Modal analysis of forced turbulent jets

A variety of actuation methods have been employed to force turbulent jets, where in addition to the strong deterministic tonal response, the underlying stochastic turbulence is modulated by the applied forcing. However, the impact of the forcing on the turbulence and coherent structures is lacking. Since the forcing modulates the turbulence, the flow can not be analyzed using tools such as spectral proper orthogonal decomposition (SPOD) and resolvent analysis that have been successful in studying the mechanisms and coherent structures present in the unforced flow since they rely on a statistically-stationary assumption.

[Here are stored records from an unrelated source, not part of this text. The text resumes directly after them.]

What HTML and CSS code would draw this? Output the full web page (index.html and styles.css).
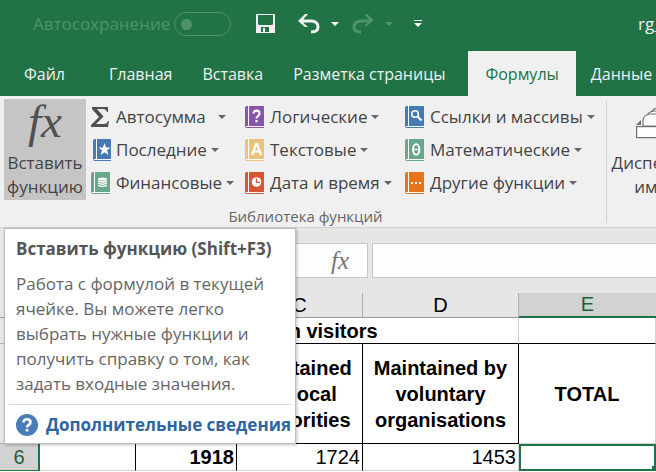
FILE: index.html
```
<!DOCTYPE html>
<html lang="ru">
<head>
<meta charset="utf-8">
<title>Excel</title>
<link rel="stylesheet" href="styles.css">
</head>
<body>
<svg class="defs" aria-hidden="true">
  <symbol id="book" viewBox="0 0 20 22">
    <path d="M2 0H19V22H2Q0 22 0 20V2Q0 0 2 0Z" fill="currentColor"/>
    <path d="M3.500 0V20.500M1 20.500H19" stroke="#fff" stroke-width="1" fill="none"/>
  </symbol>
</svg>
<header class="titlebar">
  <span class="autosave"><label for="autosave">Автосохранение</label><input id="autosave" class="toggle" type="checkbox" disabled></span>
  <button class="qat save" aria-label="Сохранить"><svg width="20" height="20" viewBox="0 0 20 20"><path fill="#f0f0f0" fill-rule="evenodd" d="M1 0H19V19H0V0ZM2 1V10L3 11H16L17 10V1ZM5 13V18H7V14H9V18H13V13Z"/></svg></button>
  <button class="qat undo" aria-label="Отменить"><svg width="22" height="20" viewBox="0 0 22 20"><path d="M3 7H13C18 7 20 10 20 13C20 16 18 18 13 18" fill="none" stroke="#f0f0f0" stroke-width="3"/><path d="M0 7L7 0H10L5.500 5V9L10 13H7Z" fill="#f0f0f0"/></svg></button>
  <button class="qat drop" aria-label="Список отмены"><svg width="8" height="5" viewBox="0 0 8 5"><path d="M0 0H8L4 4Z" fill="#fff"/></svg></button>
  <button class="qat redo" aria-label="Вернуть" disabled><svg width="22" height="20" viewBox="0 0 22 20"><path d="M19 7H10C5 7 2 9 2 13C2 16 4 18 9 18" fill="none" stroke="#4f9169" stroke-width="3"/><path d="M22 6L15 0H12L16.500 5V8L12 12H15Z" fill="#4f9169"/></svg></button>
  <button class="qat drop2" aria-label="Список возврата" disabled><svg width="8" height="5" viewBox="0 0 8 5"><path d="M0 0H8L4 4Z" fill="#4f9169"/></svg></button>
  <button class="qat more" aria-label="Настройка панели"><svg width="8" height="8" viewBox="0 0 8 8"><path d="M0 0H8V1H0ZM0 3H8L4 7Z" fill="#fff"/></svg></button>
  <span class="doc">rg_</span>
</header>
<nav class="tabs">
  <a class="tab file" href="#">Файл</a>
  <a class="tab home" href="#">Главная</a>
  <a class="tab" href="#">Вставка</a>
  <a class="tab" href="#">Разметка страницы</a>
  <a class="tab active" href="#">Формулы</a>
  <a class="tab" href="#">Данные</a>
</nav>
<section class="ribbon">
  <div class="library">
    <div class="tools">
      <button class="big pressed"><i class="fx">fx</i><span>Вставить<br>функцию</span></button>
      <div class="col c1">
        <button class="cmd auto"><svg class="ico" viewBox="0 0 20 22"><path d="M1 1H17V6H16Q15 3 12 3H6L12.500 10.500L5 18H13Q16 18 17 15H18L17 21H0V19L8 11L1 3Z" fill="#505050"/></svg><span>Автосумма</span><i class="arrow"></i></button>
        <button class="cmd"><svg class="ico blue" viewBox="-2 0 20 22"><use href="#book" width="20" height="22"/><path d="M11.500 4L13 8.500H17.500L14 11.300L15.300 16L11.500 13.200L7.700 16L9 11.300L5.500 8.500H10Z" fill="#fff"/></svg><span>Последние</span><i class="arrow"></i></button>
        <button class="cmd"><svg class="ico green" viewBox="0 0 20 22"><use href="#book" width="20" height="22"/><ellipse cx="11.500" cy="7" rx="4.500" ry="1.500" fill="#fff"/><path d="M7 9Q11.500 11 16 9M7 11.200Q11.500 13.200 16 11.200M7 13.400Q11.500 15.400 16 13.400" fill="none" stroke="#fff" stroke-width="1.400"/></svg><span>Финансовые</span><i class="arrow"></i></button>
      </div>
      <div class="col c2">
        <button class="cmd"><svg class="ico purple" viewBox="0 0 20 22"><use href="#book" width="20" height="22"/><path d="M8.500 7.500C8.500 3.500 14.500 4 14.500 7.500C14.500 10 11.500 10 11.500 12.500M11.500 14V16.300" fill="none" stroke="#fff" stroke-width="2.200"/></svg><span>Логические</span><i class="arrow"></i></button>
        <button class="cmd"><svg class="ico yellow" viewBox="0 0 20 22"><use href="#book" width="20" height="22"/><path d="M7 16L11 5H12L16 16M8.500 12.500H14.500" fill="none" stroke="#fff" stroke-width="2.200"/></svg><span>Текстовые</span><i class="arrow"></i></button>
        <button class="cmd"><svg class="ico red" viewBox="0 0 20 22"><use href="#book" width="20" height="22"/><circle cx="11.500" cy="10" r="4.800" fill="#fff"/><path d="M11.500 6.500V10.300H15" fill="none" stroke="#d65532" stroke-width="1.300"/></svg><span>Дата и время</span><i class="arrow"></i></button>
      </div>
      <div class="col c3">
        <button class="cmd"><svg class="ico blue" viewBox="0 0 20 22"><use href="#book" width="20" height="22"/><circle cx="10" cy="8" r="3.300" fill="none" stroke="#fff" stroke-width="1.600"/><path d="M12.300 10.300L16.500 14.500" stroke="#fff" stroke-width="2.200"/></svg><span>Ссылки и массивы</span><i class="arrow"></i></button>
        <button class="cmd"><svg class="ico green" viewBox="0 0 20 22"><use href="#book" width="20" height="22"/><ellipse cx="11.200" cy="10.500" rx="3.200" ry="5.300" fill="none" stroke="#fff" stroke-width="1.900"/><path d="M8 10.500H14" stroke="#fff" stroke-width="1.300"/></svg><span>Математические</span><i class="arrow"></i></button>
        <button class="cmd"><svg class="ico orange" viewBox="0 0 20 22"><use href="#book" width="20" height="22"/><path d="M6 10H8V12H6ZM10 10H12V12H10ZM14 10H16V12H14Z" fill="#fff"/></svg><span>Другие функции</span><i class="arrow"></i></button>
      </div>
    </div>
    <div class="caption">Библиотека функций</div>
  </div>
  <div class="names">
    <button class="big manager"><svg class="cards" width="40" height="40" viewBox="0 0 40 40"><g fill="#fff" stroke="#707070" stroke-width="1.200"><path d="M15 24V14Q15 8 22 7H40V24Z"/><path d="M11 24V16Q11 11 18 10H40V24Z"/><path d="M7 25V20Q7 14 14 13H40V25Z"/><rect x=".6" y="25.600" width="42" height="11"/></g><path d="M0 24L5 19V24Z" fill="#707070"/></svg><span>Диспетчер<br>имен</span></button>
  </div>
</section>
<section class="formulabar">
  <div class="fxbox"><i class="fx small">fx</i></div>
  <input class="formula" type="text" aria-label="Строка формул">
</section>
<table class="sheet">
  <colgroup><col class="w0"><col class="w1"><col class="w2"><col class="w3"><col class="w4"><col></colgroup>
  <thead><tr><th></th><th></th><th></th><th>C</th><th>D</th><th class="sel">E</th></tr></thead>
  <tbody>
    <tr class="r4"><th></th><td></td><td class="bold mid bb" colspan="3">on visitors</td><td class="bb"></td></tr>
    <tr class="r5"><th></th><td class="bb"></td><td class="bb br"></td><td class="bold mid bb br">Maintained by local authorities</td><td class="bold mid bb br">Maintained by voluntary organisations</td><td class="bold mid">TOTAL</td></tr>
    <tr class="r6"><th class="sel">6</th><td class="br"></td><td class="bold br">1918</td><td class="br">1724</td><td>1453</td><td class="cursor"></td></tr>
  </tbody>
</table>
<aside class="tip" role="tooltip">
  <h2>Вставить функцию (Shift+F3)</h2>
  <p>Работа с формулой в текущей ячейке. Вы можете легко выбрать нужные функции и получить справку о том, как задать входные значения.</p>
  <div class="help"><svg width="22" height="22" viewBox="0 0 22 22"><circle cx="11" cy="11" r="11" fill="#4a7db8"/><path d="M7.500 8.500C7.500 4 14.500 4.500 14.500 8.500C14.500 11 11 10.800 11 13.500M11 15V17.500" fill="none" stroke="#fff" stroke-width="2.600"/></svg><a href="#">Дополнительные сведения</a></div>
</aside>
</body>
</html>
```
FILE: styles.css
```
* { box-sizing: border-box; }
body {
  margin: 0;
  min-height: 100vh;
  overflow: hidden;
  position: relative;
  background: #fff;
  font-family: "Open Sans", "Noto Sans", sans-serif;
  font-size: 17px;
  line-height: 24px;
  color: #444;
}
button { font: inherit; color: inherit; border: 0; padding: 0; background: none; }
.defs { position: absolute; width: 0; height: 0; }

.titlebar { display: flex; align-items: center; height: 51px; padding: 0 0 3px 33px; background: #217346; overflow: hidden; }
.autosave { display: flex; align-items: center; gap: 4px; width: 199px; color: #4f9169; }
.toggle { appearance: none; flex: none; width: 57px; height: 24px; margin: 0; border: 1px solid #4f9169; border-radius: 12px; display: flex; align-items: center; padding-left: 6px; }
.toggle::before { content: ""; width: 11px; height: 11px; border-radius: 50%; background: #4f9169; }
.qat { display: flex; flex: none; }
.save { margin-left: 24px; }
.undo { margin-left: 22px; }
.drop { margin-left: 11px; }
.redo { margin-left: 13px; }
.drop2 { margin-left: 11px; }
.more { margin-left: 21px; }
.doc { margin-left: auto; width: 18px; white-space: nowrap; color: #f0f0f0; }

.tabs { display: flex; height: 45px; background: #217346; overflow: hidden; font-size: 16px; }
.tab { flex: none; padding: 0 15px; line-height: 46px; color: #f0f0f0; text-decoration: none; }
.file { padding-left: 24px; }
.home { padding-left: 29px; }
.active { margin-left: 8px; padding: 0 17px; background: #f0f0f0; color: #217346; }

.ribbon { display: flex; height: 132px; background: #f0f0f0; border-bottom: 1px solid #d2d2d2; overflow: hidden; }
.library { flex: none; width: 607px; padding: 3px 0 0 4px; background: linear-gradient(#d2d2d2, #d2d2d2) right 4px / 1px 123px no-repeat; }
.tools { display: flex; height: 105px; }
.big { display: flex; flex-direction: column; align-items: center; justify-content: flex-end; width: 82px; height: 101px; padding-bottom: 1px; flex: none; }
.big span { margin-top: 10px; line-height: 24px; }
.pressed { background: #c5c5c5; }
.fx { font-family: "Liberation Serif", "Times New Roman", serif; font-size: 47px; line-height: 40px; color: #505050; }
.fx.small { font-size: 25px; line-height: 24px; color: #777; }
.col { display: flex; flex-direction: column; }
.c1 { width: 154px; margin-left: 5px; }
.c2 { width: 160px; }
.cmd { display: flex; align-items: center; height: 33px; padding-top: 2px; white-space: nowrap; }
.ico { width: 20px; height: 22px; margin-right: 5px; flex: none; }
.arrow { width: 0; height: 0; margin-left: 4px; border: 4px solid transparent; border-top-color: #666; border-bottom: 0; }
.auto .arrow { margin-left: 12px; }
.blue { color: #457ab4; }
.green { color: #68a78b; }
.purple { color: #8855aa; }
.yellow { color: #e9c27d; }
.red { color: #d65532; }
.orange { color: #e2751d; }
.caption { text-align: center; font-size: 15px; color: #666; }
.names { padding: 3px 0 0 6px; }
.manager { width: 86px; }

.formulabar { display: flex; gap: 4px; height: 65px; padding: 15px 0 15px 4px; background: #e6e6e6; }
.fxbox { display: flex; align-items: center; justify-content: flex-end; flex: none; width: 364px; padding-right: 18px; background: #fdfdfd; border: 1px solid #c6c6c6; }
.formula { flex: 1; min-width: 0; background: #fdfdfd; border: 1px solid #c6c6c6; border-right: 0; }

.sheet { width: 100%; table-layout: fixed; border-collapse: separate; border-spacing: 0; font-family: "Liberation Sans", Arial, sans-serif; font-size: 20px; line-height: 26px; color: #000; }
.w0 { width: 40px; }
.w1 { width: 96px; }
.w2 { width: 101px; }
.w3 { width: 126px; }
.w4 { width: 156px; }
.sheet th, .sheet td { padding: 0; border: 0 solid #d4d4d4; border-width: 0 1px 1px 0; }
.sheet th { font-weight: 400; background: #e6e6e6; border-color: #b0b0b0; }
.sheet thead th { height: 25px; line-height: 23px; border-bottom-color: #999; }
.sheet th.sel { background: #d2d2d2; color: #1d603b; border-color: #217346; }
.sheet thead th.sel { border-width: 0 0 2px; }
.sheet tbody th.sel { border-right-width: 2px; }
.sheet td { text-align: right; padding-right: 2px; }
.sheet .bold { font-weight: 700; }
.sheet .mid { text-align: center; padding: 0 8px; }
.sheet .bb { border-bottom-color: #000; }
.sheet .br { border-right-color: #000; }
.r4 { height: 26px; line-height: 24px; }
.r5 { height: 100px; }
.r6 { height: 27px; line-height: 25px; }
.sheet .cursor { border: 2px solid #217346; background: linear-gradient(#217346, #217346) right bottom / 2px 3px no-repeat; }

.tip { position: absolute; left: 4px; top: 228px; width: 292px; padding: 8px 4px 6px; background: #fff; border: 1px solid #bebebe; box-shadow: 1px 1px 3px rgba(0, 0, 0, .25); color: #666; }
.tip h2 { margin: 0 0 10px; padding-left: 7px; font-size: 17px; line-height: 24px; color: #555; white-space: nowrap; }
.tip p { margin: 0 0 8px; padding: 0 7px; line-height: 25px; }
.help { display: flex; align-items: center; gap: 8px; padding: 8px 0 0 7px; border-top: 1px solid #dcdcdc; }
.help a { font-weight: 700; color: #2f65a0; text-decoration: none; white-space: nowrap; }
```
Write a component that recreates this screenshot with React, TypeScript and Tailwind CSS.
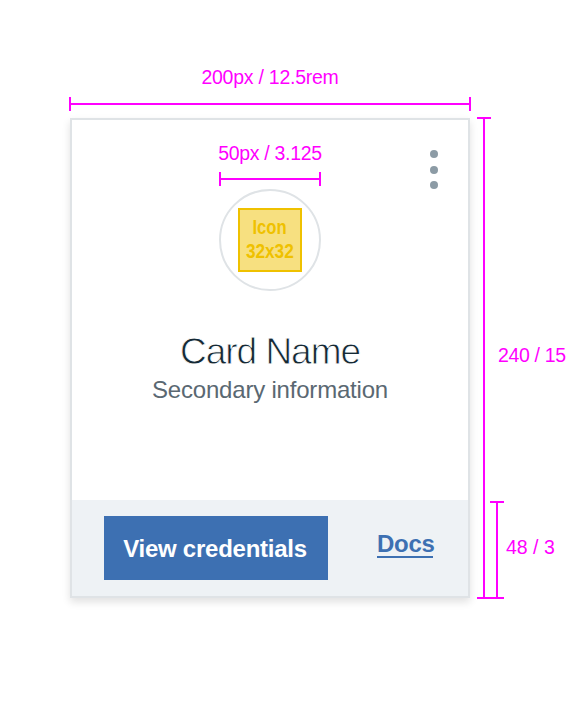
import React from "react";

function HorizontalRuler({ width }: { width: string }) {
  return (
    <div className={`flex h-[14px] items-center ${width}`}>
      <i className="h-full w-[2px] bg-[#ff00ff]" />
      <i className="h-[2px] flex-1 bg-[#ff00ff]" />
      <i className="h-full w-[2px] bg-[#ff00ff]" />
    </div>
  );
}

function VerticalRuler({ height }: { height: string }) {
  return (
    <div className={`flex w-[14px] flex-col items-center ${height}`}>
      <i className="h-[2px] w-full bg-[#ff00ff]" />
      <i className="w-[2px] flex-1 bg-[#ff00ff]" />
      <i className="h-[2px] w-full bg-[#ff00ff]" />
    </div>
  );
}

function Card() {
  return (
    <section className="flex h-[480px] w-[400px] shrink-0 flex-col border-2 border-[#dfe3e6] bg-white shadow-[0_4px_8px_rgba(0,0,0,0.12)]">
      <div className="flex h-[380px] flex-col items-center">
        <header className="grid h-[169px] w-full grid-cols-[1fr_102px_1fr]">
          <span />
          <div className="flex flex-col items-center pt-[22px]">
            <span className="h-[22px] whitespace-nowrap text-[19.5px] leading-[22px] tracking-[-0.3px] text-[#ff00ff]">50px / 3.125</span>
            <div className="mt-[8px]">
              <HorizontalRuler width="w-[102px]" />
            </div>
            <div className="mt-[3px] flex size-[102px] shrink-0 items-center justify-center rounded-full border-2 border-[#dfe3e6]">
              <div className="flex size-16 flex-col items-center justify-center border-2 border-[#efc100] bg-[#f7e080] pb-[2px] text-[20px] leading-6 font-bold text-[#efc100]">
                <span className="scale-x-[0.83]">Icon</span>
                <span className="scale-x-[0.86]">32x32</span>
              </div>
            </div>
          </div>
          <button className="mt-[30px] mr-[30px] flex h-[39px] w-2 flex-col justify-between justify-self-end" aria-label="More options">
            <i className="size-2 rounded-full bg-[#8c9ba5]" />
            <i className="size-2 rounded-full bg-[#8c9ba5]" />
            <i className="size-2 rounded-full bg-[#8c9ba5]" />
          </button>
        </header>
        <h1 className="mt-[42px] text-[37px] leading-[42px] font-normal tracking-[-1px] text-[#152935] [-webkit-text-stroke:0.8px_white]">Card Name</h1>
        <p className="mt-[3px] text-[24px] leading-7 tracking-[-0.2px] text-[#5a6872]">Secondary information</p>
      </div>
      <footer className="flex h-24 bg-[#eef2f5] pt-4 pl-8">
        <button className="h-16 w-56 bg-[#3d70b2] pt-[2px] pr-[2px] text-[24px] leading-7 font-bold tracking-[-0.25px] text-white">View credentials</button>
        <a className="mt-[14px] ml-[49px] h-7 w-14 border-b-2 border-[#3d70b2] text-[24px] leading-7 font-bold tracking-[-0.3px] whitespace-nowrap text-[#3d70b2]">Docs</a>
      </footer>
    </section>
  );
}

export default function App() {
  return (
    <main className="h-[716px] w-[580px] overflow-hidden bg-white pt-[66px] font-['Liberation_Sans',Arial,sans-serif]">
      <div className="ml-[69px] flex w-[402px] flex-col items-center">
        <span className="h-[22px] text-[19.5px] leading-[22px] tracking-[-0.25px] text-[#ff00ff]">200px / 12.5rem</span>
        <div className="mt-[9px]">
          <HorizontalRuler width="w-[402px]" />
        </div>
      </div>
      <div className="mt-[6px] ml-[70px] flex h-[482px]">
        <div className="pt-px">
          <Card />
        </div>
        <div className="ml-[7px]">
          <VerticalRuler height="h-[482px]" />
        </div>
        <div className="-ml-px flex flex-col">
          <span className="mt-[227px] ml-[8px] h-[22px] whitespace-nowrap text-[19.5px] leading-[22px] tracking-[-0.35px] text-[#ff00ff]">240 / 15</span>
          <div className="mt-[135px] flex">
            <VerticalRuler height="h-[98px]" />
            <span className="mt-[35px] ml-[2px] whitespace-nowrap text-[19.5px] leading-[22px] text-[#ff00ff]">48 / 3</span>
          </div>
        </div>
      </div>
    </main>
  );
}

Instead, the turbulence is cyclostationary, meaning that the statistics vary periodically. We investigate the impact of the forcing using recent extensions to SPOD and resolvent analysis, called cyclostationary SPOD (CS-SPOD) and harmonic resolvent analysis, which are suitable for analyzing flows with periodically varying statistics. We perform large-eddy simulations of forced turbulent jets using low-frequency St_f=0.3 and high-frequency St_f=1.5 forcing at various amplitudes. We find that the coherent structures are modulated by the applied forcing at both forcing frequencies. Good agreement between the dominant coherent structures determined via CS-SPOD and those predicted by the linearized harmonic resolvent analysis are seen.